Ma queste liste nascono soltanto per strappare voti in più – cosa peraltro sacrosanta – o dietro c’è un progetto ancora frainteso dai partiti? Per Storace il progetto c’è, eccome, e non corrisponde certo a una diserzione di un ipotetico partito dei governatori. «Un partito che non c’è e non ci sarà mai. Tuttavia la Cdl, che ha qualche difficoltà a rapportarsi con il paese, deve capire che non è il momento di chiudersi nell’egoismo dei partiti e delle correnti. La questione è rinviata alle elezioni politiche, ma bisogna aprirsi, allargarsi alla così detta società civile e non solo. I presidenti delle regioni sono in questo senso una risorsa da sfruttare. Non è comprensibile pensare di metterli in condizione di non nuocere».

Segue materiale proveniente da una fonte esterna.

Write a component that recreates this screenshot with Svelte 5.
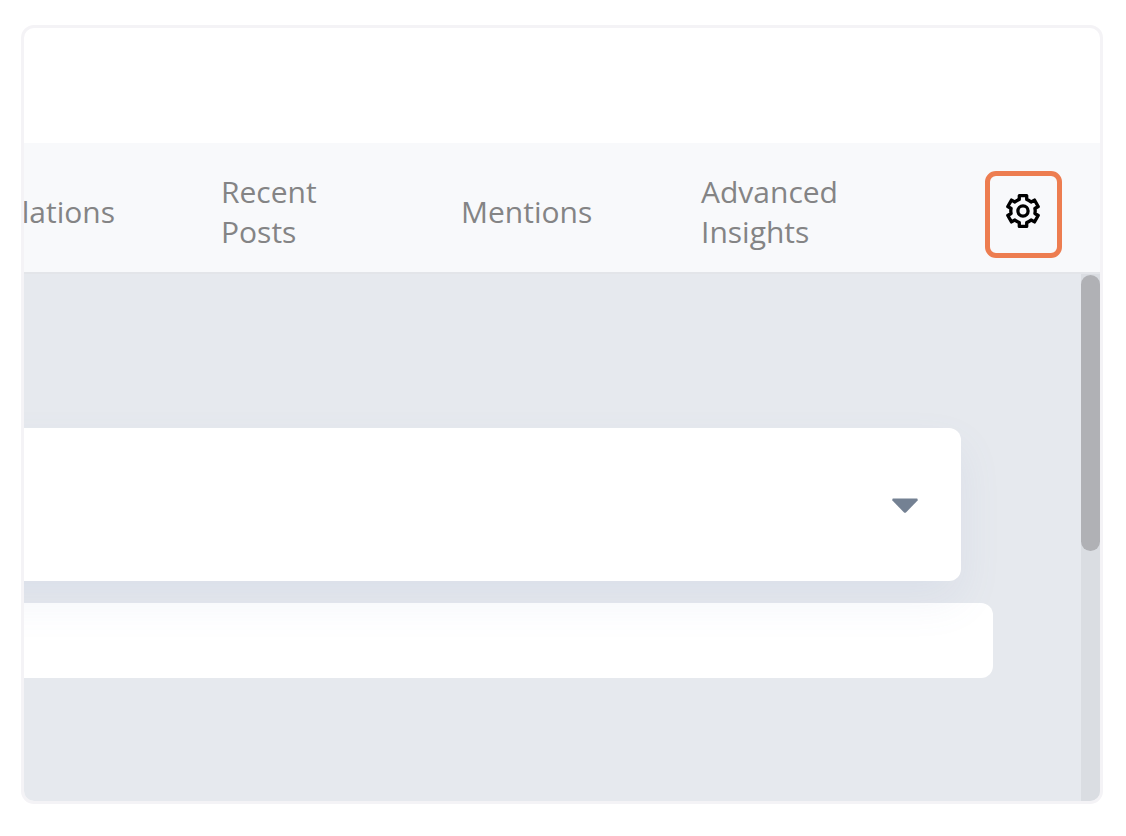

Un esempio di masochismo che proprio non è piaciuto al governatore del Lazio? «Una delle cose più stupide che ho letto sui giornali è stata l’espressione attribuita a un dirigente di Forza Italia. Avrebbe detto che se Formigoni prende un sacco di voti con una sua lista in Lombardia poi potrebbe reclamare troppi seggi alle politiche. E allora? Qual è il delitto ad attribuire collegi a chi dimostra di avere un così forte consenso? Certe volte bisogna ascoltare autentiche scemenze». A proposito di allargamenti, se Berlusconi facesse cambiare idea alla Mussolini in extremis e la riconducesse nella Cdl? «Se Alessandra cambia idea, da parte mia nessun veto ma è più facile che Berlusconi ottenga da lei un fidanzamento. La sua – prosegue perplesso Storace – è una candidatura concorrente legittima, ma incomprensibile. Certo è che non accetterò un chiarimento se si va alle elezioni in queste condizioni. Se non ci s’intende prima e io vinco, ci si chiederà che senso abbia un accordo con Alessandra Mussolini. Se perdo a causa sua, non è lontanamente immaginabile che ci sia un accordo dopo alle politiche. Mi spiace però che abbia derubricato la nostra vecchia amicizia a semplice frequentazione».
NON FIDATEVI DELLA SWG
Su questo passaggio la voce di Storace s’incupisce, anche perché adesso, con la Mussolini come avversaria, alcuni sondaggi lo danno sotto di 4 punti rispetto allo sfidante ulivista Piero Marrazzo. «Un solo sondaggio mi dà sotto – riprende subito tono – quello di Swg. Ho domandato a una serie di cittadini che affollano le mie manifestazioni: qualcuno di voi è stato raggiunto da un sondaggista dell’Swg, l’istituto preferito da Repubblica? Nessuno alza la mano. Quelli i sondaggi se li fanno in casa, ma francamente anche i sondaggi che commissiono io ogni giorno, e che mi danno largamente in testa, li valuto per ciò che sono, la tendenza di un giorno». Perché in realtà la campagna elettorale di Storace – assicura lui – è bella e concitata, promettente ma davvero imprevedibile nell’esito. Con una sola certezza: Storace è in campagna da cinque anni, «da quando governo», e presenta come argomento di persuasione elettorale il suo personale albo d’oro: «Una crescita del prodotto interno lordo superiore in proporzione a quella di tutte le altre regioni; l’abbattimento disoccupazione dal 12 al 7 per cento; 39 milioni di euro ottenuti dall’Unione europea per le politiche di sviluppo; tre ospedali aperti; un accordo di programma con il governo Berlusconi per la realizzazione di infrastrutture da 6 miliardi e mezzo di euro» e così via. Il tutto non può sfuggire al cittadino laziale, dal momento che è ben impresso sopra il diluvio di manifesti rossi e tricolori con su stampato il suo faccione pensoso oppure frasi trancianti tipo: «Badaloni, Gruber, Marrazzo… la sinistra ha scambiato la regione per l’isola dei famosi».